As tax season gets started, tax filers may need more than just patience to deal with the Internal Revenue Service.

The IRS is now asking–soon requiring–that taxpayers provide a selfie to verify their identity so that they can access their accounts, pay tax bills online, and access other important services.

This new measure is aimed at preventing fraud but raises a number of other concerns. Combatting fraud is an important priority, but Americans need to question the tradeoffs and whether there is a better way. 

Here’s the story

Late last year, the IRS announced that it would expand the number of services that would require a new type of digital verification. Instead of developing an in-house tool, the IRS outsourced verification to a private company, ID.me “to ensure that taxpayer information is only provided to the person who has a legal right to the data.”

Taxpayers are currently asked to create an ID.me account, but they can still access online services with previous IRS credentials. However, by this summer–no date announced–everyone will have to transition to ID.me sign-in.

To verify their identity with ID.me, taxpayers will have to provide a photo ID such as a driver’s license, state ID, or passport AND a selfie taken with a smartphone or computer webcam.

ID.me uses facial recognition technology from the selfie to confirm a taxpayer’s identity.

This company has been around for some time and its technology has been employed by other federal agencies as well as over two dozen states.

What are the concerns?

First, beginning with the government, the IRS collects plenty of personal data including names, addresses, social security numbers, and financial information. The idea that we may have to turn over our images as well probably doesn’t sit well with many taxpayers. Especially since government agencies have a history of being hacked and ”rogue” IRS agents engaged in harassment of political adversaries and donors.  

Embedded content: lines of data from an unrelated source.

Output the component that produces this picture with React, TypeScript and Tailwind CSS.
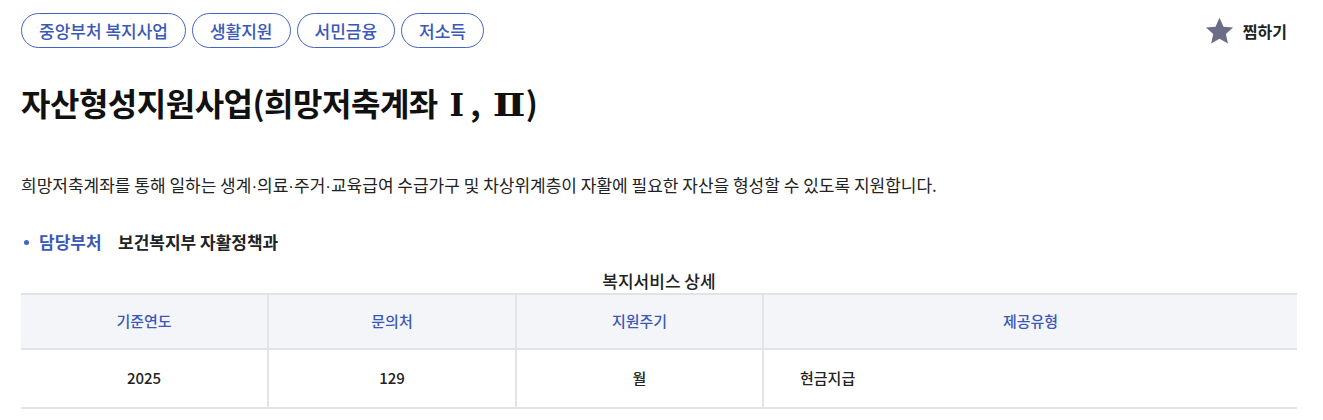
const tags = ['중앙부처 복지사업', '생활지원', '서민금융', '저소득'];

const StarIcon = () => (
  <svg width="29" height="28" viewBox="0 0 24 23" className="fill-[#6b6c85]">
    <path d="M12 0.6l3.3 7.3 7.9.8-5.9 5.3 1.7 7.8L12 17.9l-6.9 3.9 1.7-7.8L.8 8.7l7.9-.8z" />
  </svg>
);

const Dot = () => <span className="font-['Liberation_Sans',sans-serif] leading-none">·</span>;

export default function App() {
  return (
    <div className="w-[1323px] h-[420px] bg-white pl-[21px] pr-[26px] text-[#222] font-['Noto_Sans_CJK_KR','Noto_Sans',sans-serif] overflow-hidden">
      <div className="flex items-center justify-between pt-[13px]">
        <ul className="flex gap-[6px]">
          {tags.map((t) => (
            <li
              key={t}
              className="h-[35px] px-[17px] flex items-center rounded-full border border-[#4563c2] text-[#3a58b8] text-[17px] font-medium"
            >
              {t}
            </li>
          ))}
        </ul>
        <button className="flex items-center gap-[9px] mr-[10px] text-[16px] font-bold text-[#222]">
          <StarIcon />
          찜하기
        </button>
      </div>

      <h2 className="mt-[32px] text-[32px] font-bold leading-[44px] tracking-[-0.5px] text-[#111]">
        자산형성지원사업(희망저축계좌{' '}
        <span className="inline-block ml-[5px] font-['DejaVu_Serif',serif] text-[31px]">Ⅰ</span> ,{' '}
        <span className="inline-block ml-[9px] mr-[4px] font-['DejaVu_Serif',serif] text-[31px] scale-x-125">Ⅱ</span>)
      </h2>

      <p className="mt-[46px] h-[24px] text-[17px] leading-[24px]">
        희망저축계좌를 통해 일하는 생계<Dot />의료<Dot />주거<Dot />교육급여 수급가구 및 차상위계층이 자활에 필요한 자산을 형성할 수 있도록 지원합니다.
      </p>

      <div className="mt-[33px] flex items-center text-[17px] font-bold leading-[24px]">
        <span className="w-[5px] h-[5px] rounded-full bg-[#4563c2] ml-[3px] mr-[10px]" />
        <span className="text-[#3a58b8] w-[79px]">담당부처</span>
        <span>보건복지부 자활정책과</span>
      </div>

      <table className="mt-[16px] w-full border-collapse text-[15px]">
        <caption className="text-[17px] leading-[22px] font-medium pb-[1px]">복지서비스 상세</caption>
        <colgroup>
          <col className="w-[247px]" />
          <col className="w-[248px]" />
          <col className="w-[247px]" />
          <col />
        </colgroup>
        <thead>
          <tr className="bg-[#f4f5f9] border-t-2 border-b-2 border-[#e2e3e7] h-[55px] text-[#3a58b8]">
            <th className="font-medium border-r-2 border-[#e2e3e7]">기준연도</th>
            <th className="font-medium border-r-2 border-[#e2e3e7]">문의처</th>
            <th className="font-medium border-r-2 border-[#e2e3e7]">지원주기</th>
            <th className="font-medium">제공유형</th>
          </tr>
        </thead>
        <tbody>
          <tr className="h-[59px] border-b-2 border-[#e2e3e7] font-medium">
            <td className="text-center border-r-2 border-[#e2e3e7]">2025</td>
            <td className="text-center border-r-2 border-[#e2e3e7]">129</td>
            <td className="text-center border-r-2 border-[#e2e3e7]">월</td>
            <td className="pl-[36px]">현금지급</td>
          </tr>
        </tbody>
      </table>
    </div>
  );
}
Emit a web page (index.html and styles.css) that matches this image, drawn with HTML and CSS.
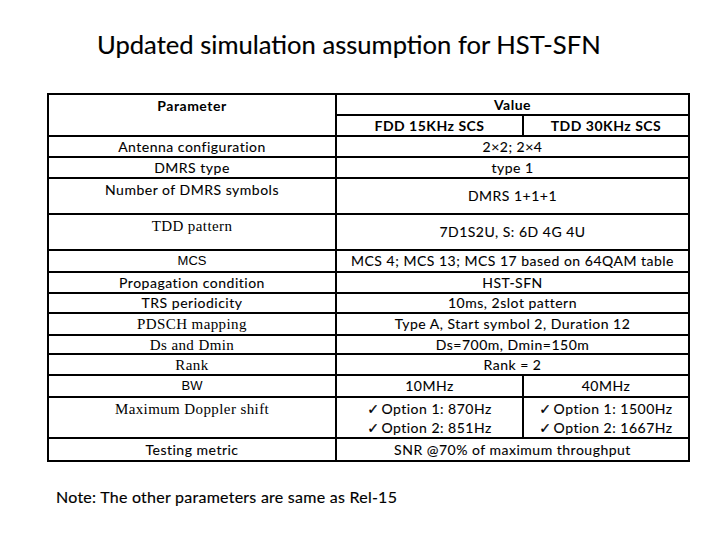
FILE: index.html
```html
<!DOCTYPE html>
<html>
<head>
<meta charset="utf-8">
<link rel="stylesheet" href="styles.css">
</head>
<body>
<div class="slide">
  <h1 class="title">Updated simulation assumption for HST-SFN</h1>
  <table class="params">
    <colgroup>
      <col class="c-param">
      <col class="c-fdd">
      <col class="c-tdd">
    </colgroup>
    <tr class="r21">
      <td rowspan="2" class="top b">Parameter</td>
      <td colspan="2" class="b">Value</td>
    </tr>
    <tr class="r21">
      <td class="b">FDD 15KHz SCS</td>
      <td class="b">TDD 30KHz SCS</td>
    </tr>
    <tr class="r21">
      <td>Antenna configuration</td>
      <td colspan="2">2×2; 2×4</td>
    </tr>
    <tr class="r21">
      <td>DMRS type</td>
      <td colspan="2">type 1</td>
    </tr>
    <tr class="r36">
      <td class="top">Number of DMRS symbols</td>
      <td colspan="2">DMRS 1+1+1</td>
    </tr>
    <tr class="r36">
      <td class="top serif">TDD pattern</td>
      <td colspan="2">7D1S2U, S: 6D 4G 4U</td>
    </tr>
    <tr class="r22">
      <td class="thin">MCS</td>
      <td colspan="2">MCS 4; MCS 13; MCS 17 based on 64QAM table</td>
    </tr>
    <tr class="r21">
      <td>Propagation condition</td>
      <td colspan="2">HST-SFN</td>
    </tr>
    <tr class="r20">
      <td>TRS periodicity</td>
      <td colspan="2">10ms, 2slot pattern</td>
    </tr>
    <tr class="r22">
      <td class="serif">PDSCH mapping</td>
      <td colspan="2">Type A, Start symbol 2, Duration 12</td>
    </tr>
    <tr class="r19">
      <td class="serif">Ds and Dmin</td>
      <td colspan="2">Ds=700m, Dmin=150m</td>
    </tr>
    <tr class="r21">
      <td class="serif">Rank</td>
      <td colspan="2">Rank = 2</td>
    </tr>
    <tr class="r22">
      <td class="thin">BW</td>
      <td>10MHz</td>
      <td>40MHz</td>
    </tr>
    <tr class="r41">
      <td class="top serif">Maximum Doppler shift</td>
      <td class="opts"><span class="chk">✓</span>Option 1: 870Hz<br><span class="chk">✓</span>Option 2: 851Hz</td>
      <td class="opts"><span class="chk">✓</span>Option 1: 1500Hz<br><span class="chk">✓</span>Option 2: 1667Hz</td>
    </tr>
    <tr class="r23">
      <td>Testing metric</td>
      <td colspan="2">SNR @70% of maximum throughput</td>
    </tr>
  </table>
  <p class="note">Note: The other parameters are same as Rel-15</p>
</div>
</body>
</html>
```

FILE: styles.css
```css
html, body {
  margin: 0;
  padding: 0;
  background: #ffffff;
}

.slide {
  width: 720px;
  height: 540px;
  padding-top: 26px;
  box-sizing: border-box;
  font-family: Lato, "Liberation Sans", sans-serif;
  color: #000;
}

.title {
  margin: 0 0 0 97px;
  font-size: 25.6px;
  font-weight: normal;
  line-height: 36px;
  height: 36px;
  -webkit-text-stroke: 0.15px #000;
}

.params {
  margin: 31px 0 0 47px;
  border-collapse: collapse;
  table-layout: fixed;
  width: 641px;
  font-size: 14px;
  letter-spacing: 0.5px;
}

.c-param { width: 288px; }
.c-fdd { width: 187px; }
.c-tdd { width: 166px; }

.params td {
  border: 2px solid #000;
  padding: 0;
  text-align: center;
  vertical-align: middle;
  line-height: 16px;
  white-space: nowrap;
  -webkit-text-stroke: 0.1px #000;
}

.params td.top {
  vertical-align: top;
  padding-top: 3px;
}
.params td.b {
  font-weight: bold;
  -webkit-text-stroke: 0;
}
.params td.serif {
  font-family: "Liberation Serif", serif;
  font-size: 15px;
  letter-spacing: 0.4px;
  -webkit-text-stroke: 0;
}
.params td.thin {
  font-family: "Liberation Sans", sans-serif;
  font-size: 13px;
  letter-spacing: 0;
  -webkit-text-stroke: 0;
}
.params td.opts {
  line-height: 19px;
}

.r19 { height: 19px; }
.r20 { height: 20px; }
.r21 { height: 21px; }
.r22 { height: 22px; }
.r23 { height: 23px; }
.r36 { height: 36px; }
.r41 { height: 41px; }

.chk {
  display: inline-block;
  font-family: "DejaVu Sans", sans-serif;
  font-size: 14px;
  line-height: 1;
  margin-right: 2px;
  -webkit-text-stroke: 0.3px #000;
}

.note {
  margin: 25px 0 0 56px;
  font-size: 16px;
  letter-spacing: 0.25px;
  line-height: 20px;
  -webkit-text-stroke: 0.15px #000;
}
```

Their response may be that bureaucrats aren’t collecting our selfies but a third-party vendor. That raises a second and significant concern: data privacy. Can this company ensure that the incredible amount of personal data it will gain access to will not fall into the wrong hands? Privacy advocates on the left and the right share angst over this.

Even if ID.me is meticulous about protecting people’s data, its software is far from perfect. In states, people report problems with the technology failing to authenticate them, impeding them from accessing unemployment benefits. Colorado actually reported a 40-percent drop in unemployment claims after rolling out ID.me. It’s a great sign if the new verification system weeded out scammers posing as workers to fraudulently claim their benefits. It’s not if ID.me prevented workers from legitimately claiming their benefits. 

Others worry that the digital divide could prevent poor and digitally disconnected citizens from accessing government services.

In addition, facial recognition software suffers from general concerns that they produce incorrect results especially among minorities. Inaccuracy with facial-recognition verification software goes beyond skin color–which the company claims is not an issue for them–but to general physical changes that occur due to aging, elective procedures, accidents, and even gender transitions. Can the technology adapt to, for example, a tragic disfigurement from surviving a fire? 

Bottom line

The IRS deserves a lot of credit for taking fraud seriously and finding new methods to stay ahead of scammers. (Many people defrauded the federal government and states during the pandemic because processes weren’t in place or were relaxed to get money out of the door as quickly as possible.)

However, selfie verification is fraught with concerns that should be addressed well before the agency mandates it for every taxpayer. Congress should weigh in.